Plainly, the stock market judges that the new management team at the ITV helm, chairman Archie Norman and chief executive-designate Adam Crozier, will have their work cut out transforming the company against an unhelpful backcloth.

Yes, there looks to be a notable rebound in the advertising market for the group in the first few months of 2010 from the trough of 2008.

A 7 per cent jump in advertising revenue predicted by ITV for January-March this year, with a 15-20 per cent jump forecast for April, is better than most City analysts expected.

But the first half of 2010 has much easier revenue comparatives for ITV than the second half is likely to enjoy, particularly given the unexpected strength of TV advertising in the final trading quarter of 2009 as the UK emerged from recession.

ITV's current revenue rises are also coming from a very low base this time last year. In short, the company is enjoying a fillip but the advertising game gets tougher from here.

ITV needs to develop further revenue streams to cut its dependency on cyclical advertising revenues.

In the interim, no doubt, the company's default position will be to continue to cut costs, an activity Crozier has shown himself a dab hand at with his previous employer, Royal Mail.

ITV took 169m from its cost base last year, including 1,200 jobs, which was more than the targeted 155m.

But cost-cutting is the easy part of company turnarounds. It is the vision thing that is more problematic and what separates the business winners from the losers and also-rans in the medium-to-long-term.

Crozier and Norman's other disadvantage is that they will be trying to repair the ITV house, including the roof tiles of rising digital competition, in the midst of high economic winds.

Whichever party wins the coming general election, public spending will be cut. It is just a question of the speed and degree. And that is bound to limit the advertising that will come to ITV.

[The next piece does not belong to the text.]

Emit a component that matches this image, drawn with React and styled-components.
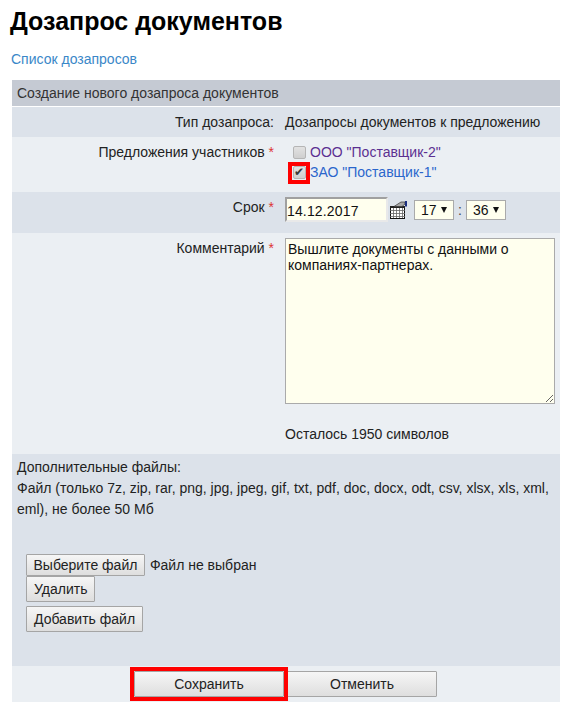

The wider post-recession backdrop of slow, incremental economic growth at best is also not conducive to a sustained improvement in ITV's advertising fortunes.

If the company as a whole was currently auditioning for The X-Factor, one suspects Simon Cowell would raise a very quizzical eyebrow.

Prudential needs to explain imprudent-seeming price

PRUDENTIAL spooked the market on Tuesday with news of its audacious plan to bid $35.5bn for AIG's Asian business, AIA, and use a massive rights issue to do it.

The Pru's shares slumped 42.5p to 487.5p that day. Don't be fooled by the stock's partial 12.5p recovery yesterday. This is not the market thinking that it may have over-reacted in its negativity to the Asian push. Many in the City are still kicking the tyres of this acquisition car.

Few dispute that Asia is set for strong economic growth. Look at recent clear statements of intent towards the region by corporate heavyweights such as HSBC and Diageo.

But the Pru's financial valuation of AIA is justifiably being questioned. The group is paying up to three times as much for AIG's Asian arm as the British company's own – very successful – Asian business is deemed to be worth by the market.

That means Prudential would have to work the AIA assets very hard to make the arithmetic of this ambitious takeover stack up.

Too hard is what the market is currently saying. Even with yesterday's bounce, Prudential's shares have shed about 17 per cent of their value since the deal was announced. Obviously part of this scepticism is uncertainty over the pricing of the company's $20bn rights issue. That will only come at the end of next month.

But it is not the only reason for the negativity. The market suspects that euphoria about Asia's growth prospects may be leading Prudential to simply overpay, in much the same way that Royal Bank of Scotland was thought to have overpaid for ABN Amro.

The Pru needs to make a better public case, not for the strategy, but for the price.